Ditulis di Jakarta, dalam kamar kecil gue, yang pernah dipakai si subjek sholat. Ditulis bersambung pada tanggal 17 Februari dan 3 Maret 2019.
2.26 AM

17/02/19

Takdir

Ada banyak hal yang bisa kita perjuangkan, kecuali takdir.

Lahir dari keluarga siapa, lahir sebagai anaknya siapa, lahir sebagai suku apa, lahir dengan warna kulit apa, bahkan lahir sebagai laki-laki atau perempuan juga tidak ada yang bisa memilih, kan?

Lalu, sampai pada suatu hari kamu sadar bahwa hal tersebut akan sangat berpengaruh ke dalam hidup kamu. Naif ya kedengerannya, tapi ya ini lah hidup.

Ya, kita bisa "mengubah" takdir, dengan berusaha. Tapi.. tetap, akan ada hal-hal di luar batas dan kita ngga bisa mengubahnya. Ini lah hidup.

Takdir pun yang membawa kita ke dalam lingkungan kita. Hidup di mana, siapa teman kita, seperti apa lingkungan kita, hal-hal seperti itu. Termasuk dengan siapa kita akan menghabiskan sisa hidup.

Mungkin sudah saatnya kita mencari orang yang bisa menerima kita dengan segala takdir yang mengikutinya. Orang yang tidak akan pernah membuatmu menyesal terlahir sebagai diri kamu. Orang yang membuat kamu bangga menjadi kamu. Orang yang membuat kamu merasa berharga dan bahagia.

Selamat mencari!

Jakarta, 17 Februari 2019
19.07

07/03/18

Obsesi?

pernah pada suatu hari aku membaca sebuah tulisan. isi nya kurang lebih tentang sebuah hubungan yang sebenarnya bukan lagi dilandasi oleh rasa cinta, melaikan rasa "sayang". Sayang? Iya, "sayang, ah, kalo putus, udah jalan 2 tahun nih" atau "sayang kalo putus, orang tuaku udah sreg sama dia" and so on.
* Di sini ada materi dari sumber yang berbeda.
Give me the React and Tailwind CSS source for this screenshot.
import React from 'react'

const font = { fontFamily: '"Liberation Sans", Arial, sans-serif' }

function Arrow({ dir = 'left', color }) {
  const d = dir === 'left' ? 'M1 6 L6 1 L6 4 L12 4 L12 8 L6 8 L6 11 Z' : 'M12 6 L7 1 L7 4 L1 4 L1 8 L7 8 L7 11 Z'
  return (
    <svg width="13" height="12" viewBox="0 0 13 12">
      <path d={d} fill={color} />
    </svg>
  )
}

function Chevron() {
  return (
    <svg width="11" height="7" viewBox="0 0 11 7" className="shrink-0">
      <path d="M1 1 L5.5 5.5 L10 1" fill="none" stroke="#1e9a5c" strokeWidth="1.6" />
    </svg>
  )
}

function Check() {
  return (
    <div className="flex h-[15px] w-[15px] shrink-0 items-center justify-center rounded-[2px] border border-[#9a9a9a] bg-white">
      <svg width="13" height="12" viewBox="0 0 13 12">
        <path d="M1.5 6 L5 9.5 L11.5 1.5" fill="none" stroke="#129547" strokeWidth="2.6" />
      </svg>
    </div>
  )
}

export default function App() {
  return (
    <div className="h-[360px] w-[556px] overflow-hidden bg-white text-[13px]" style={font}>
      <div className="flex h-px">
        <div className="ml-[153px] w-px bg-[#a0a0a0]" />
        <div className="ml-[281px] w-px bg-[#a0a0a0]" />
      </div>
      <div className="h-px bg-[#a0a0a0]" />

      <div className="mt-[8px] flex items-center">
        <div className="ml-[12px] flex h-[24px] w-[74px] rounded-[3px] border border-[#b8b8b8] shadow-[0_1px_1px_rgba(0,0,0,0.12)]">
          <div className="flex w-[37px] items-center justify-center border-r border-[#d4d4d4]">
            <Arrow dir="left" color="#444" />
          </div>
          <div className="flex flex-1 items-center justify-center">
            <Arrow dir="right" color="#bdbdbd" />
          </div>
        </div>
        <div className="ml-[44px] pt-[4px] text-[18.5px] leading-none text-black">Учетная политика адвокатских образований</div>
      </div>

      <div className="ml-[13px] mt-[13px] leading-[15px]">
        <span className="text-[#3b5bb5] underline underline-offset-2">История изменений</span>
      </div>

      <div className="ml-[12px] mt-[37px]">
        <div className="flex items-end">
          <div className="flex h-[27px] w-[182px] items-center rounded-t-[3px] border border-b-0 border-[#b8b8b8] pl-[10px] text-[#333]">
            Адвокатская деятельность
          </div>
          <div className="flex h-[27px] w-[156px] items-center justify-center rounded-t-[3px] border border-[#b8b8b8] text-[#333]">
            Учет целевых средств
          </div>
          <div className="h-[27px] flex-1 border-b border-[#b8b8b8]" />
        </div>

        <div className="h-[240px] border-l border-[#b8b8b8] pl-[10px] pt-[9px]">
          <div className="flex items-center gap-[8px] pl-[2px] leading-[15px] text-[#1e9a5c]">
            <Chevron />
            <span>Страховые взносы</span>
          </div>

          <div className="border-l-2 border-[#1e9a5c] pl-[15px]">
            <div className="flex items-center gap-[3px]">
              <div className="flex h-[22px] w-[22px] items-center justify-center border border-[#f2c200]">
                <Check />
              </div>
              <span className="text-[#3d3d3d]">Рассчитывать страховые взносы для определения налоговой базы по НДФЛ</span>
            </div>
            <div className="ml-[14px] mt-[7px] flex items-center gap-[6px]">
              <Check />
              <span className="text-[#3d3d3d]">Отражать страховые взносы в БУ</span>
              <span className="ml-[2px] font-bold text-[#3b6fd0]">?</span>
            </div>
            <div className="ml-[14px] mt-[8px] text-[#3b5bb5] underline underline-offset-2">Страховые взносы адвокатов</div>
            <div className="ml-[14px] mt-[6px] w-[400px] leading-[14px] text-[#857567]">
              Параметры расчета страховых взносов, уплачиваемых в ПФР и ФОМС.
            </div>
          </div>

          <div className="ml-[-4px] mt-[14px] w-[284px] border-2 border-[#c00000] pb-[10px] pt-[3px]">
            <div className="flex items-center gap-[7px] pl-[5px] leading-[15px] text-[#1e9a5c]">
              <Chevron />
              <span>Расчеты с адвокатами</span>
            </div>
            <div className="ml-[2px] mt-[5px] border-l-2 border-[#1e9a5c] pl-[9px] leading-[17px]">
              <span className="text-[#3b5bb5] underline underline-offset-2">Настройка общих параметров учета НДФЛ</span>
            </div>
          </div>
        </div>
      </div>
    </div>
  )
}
aku sempat berpikir bahwa, hei, hal tersebut ngga ada apa-apanya dibanding rasa dicintai, diperjuangkan, dan yang paling penting yaitu rasa nyaman.
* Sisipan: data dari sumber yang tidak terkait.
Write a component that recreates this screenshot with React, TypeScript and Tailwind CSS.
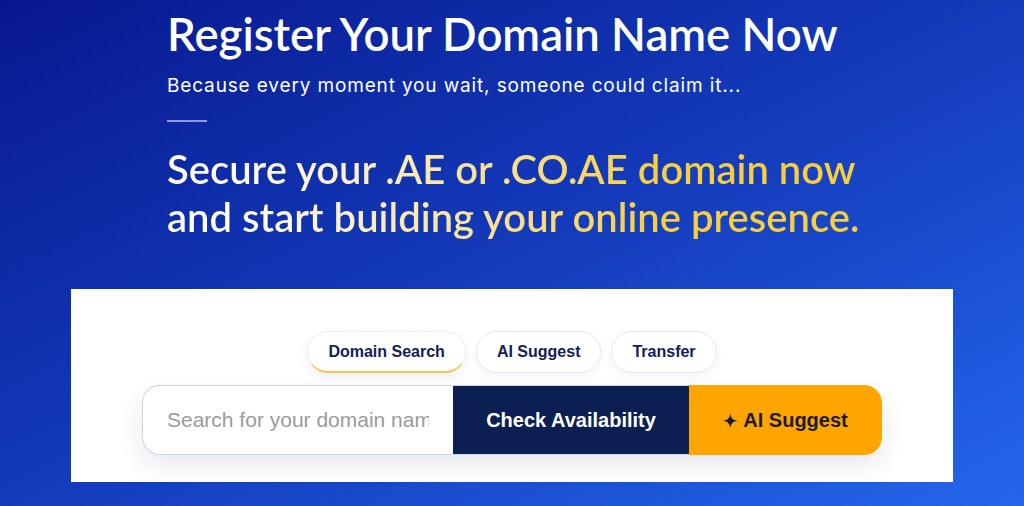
import React from "react";

export default function App() {
  return (
    <div className="w-[1024px] h-[506px] overflow-hidden bg-linear-to-br from-[#09178f] via-[#143bbb] to-[#2566ec] flex flex-col items-center">
      <div className="w-[690px] pt-[6px]" style={{ fontFamily: "Lato, 'Open Sans', sans-serif" }}>
        <h1 className="text-[45.5px] leading-[56px] font-semibold text-white whitespace-nowrap">
          Register Your Domain Name Now
        </h1>
        <p
          className="mt-[11px] text-[19px] leading-[26px] text-white tracking-[0.045em]"
          style={{ fontFamily: "Inter, 'Noto Sans', sans-serif" }}
        >
          Because every moment you wait, someone could claim it...
        </p>
        <div className="mt-[21px] w-[40px] h-[2px] bg-[#8d9bd3]" />
        <h2 className="mt-[23px] text-[40px] leading-[48px] font-semibold whitespace-nowrap">
          <span className="inline-block bg-linear-to-r from-white from-5% to-[#f5cf3f] to-70% bg-clip-text text-transparent">
            Secure your .AE or .CO.AE domain now
            <br />
            and start building your online presence.
          </span>
        </h2>
      </div>

      <div
        className="mt-[48px] w-[882px] bg-white flex flex-col items-center pt-[42px] pb-[27px]"
        style={{ fontFamily: "'Liberation Sans', Arial, sans-serif" }}
      >
        <div className="flex gap-[10px]">
          <button className="h-[42px] px-[20px] rounded-full bg-white border border-[#eceef5] border-b-2 border-b-[#f2c75a] shadow-[0_4px_10px_rgba(20,32,86,0.08)] text-[16px] font-bold text-[#142056]">
            Domain Search
          </button>
          <button className="h-[42px] px-[20px] rounded-full bg-white border border-[#e6e9f2] shadow-[0_3px_8px_rgba(20,32,86,0.05)] text-[16px] font-bold text-[#142056]">
            AI Suggest
          </button>
          <button className="h-[42px] px-[20px] rounded-full bg-white border border-[#e6e9f2] shadow-[0_3px_8px_rgba(20,32,86,0.05)] text-[16px] font-bold text-[#142056]">
            Transfer
          </button>
        </div>

        <div className="mt-[12px] flex h-[70px] w-[740px] rounded-[18px] shadow-[0_10px_24px_rgba(20,32,86,0.10)]">
          <div className="w-[311px] h-full rounded-l-[18px] border border-r-0 border-[#cdd4ec] bg-white flex items-center">
            <input
              className="w-full h-full bg-transparent outline-none px-[24px] text-[21px] text-[#333] placeholder:text-[#9b9b9b]"
              placeholder="Search for your domain name"
            />
          </div>
          <button className="w-[236px] h-full bg-[#0b1f52] border-t border-b border-[#cdd4ec] text-white text-[20px] font-bold">
            Check Availability
          </button>
          <button className="w-[193px] h-full bg-[#ffa502] rounded-r-[18px] text-[#1a1b2e] text-[20px] font-bold">
            <span className="text-[17px] mr-[6px]">✦</span>AI Suggest
          </button>
        </div>
      </div>
    </div>
  );
}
tulisan itu berlalu begitu saja tanpa membekas di pikiranku lama-lama.

hingga suatu hari aku tersadar, apa jangan-jangan sekarang aku sedang berada di posisi itu?

aku berpikir, apa iya?

aku mencoba melihat ke sisi lain, sisi dimana aku merasa begitu dicintai dan diperjuangkan oleh dia. lalu sisi ketika aku merasa begitu diabaikan pun muncul. silih berganti. aku merasa bukan lagi prioritasnya. bukan, bukan berarti aku ingin selalu dinomor satukan, tidak. aku mengerti bahwa ia memiliki mimpi yang harus dikejar, tanggung jawab yang harus ia jalani, keluarga yang menggunya pulang, hingga teman yang menginginkan berjumpa. pun denganku.

tapi bila seseorang masuk ke dalam prioritasmu, bukankah selalu ada waktu yang bisa diluangkan? sekadar telepon untuk 15 menit?

dia bilang aku ngga boleh cengeng cuma karena cinta. dengar aku, aku tidak cengeng! apa salah aku menangis karena merasa dikecewakan? merasa diabaikan? ketika disakiti?

kadang aku merasa bahwa, aku terobsesi. terobsesi oleh dirinya yang terkadang terlihat begitu sempurna di mataku. tapi kadang pula, aku merasa benci. mengapa aku mencintai dirinya. sebegitu besarnya.

jika ada pertanyaan dari Tuhan tentang apa yang aku inginkan, aku ingin meminta untuk berhenti terobsesi dan mencintainya begitu dalam. cukup mencintai sedikit, atau biarkan menipis setiap harinya. hingga hilang dan aku bisa lupa. berhenti dulu untuk mencintai seseorang, mungkin?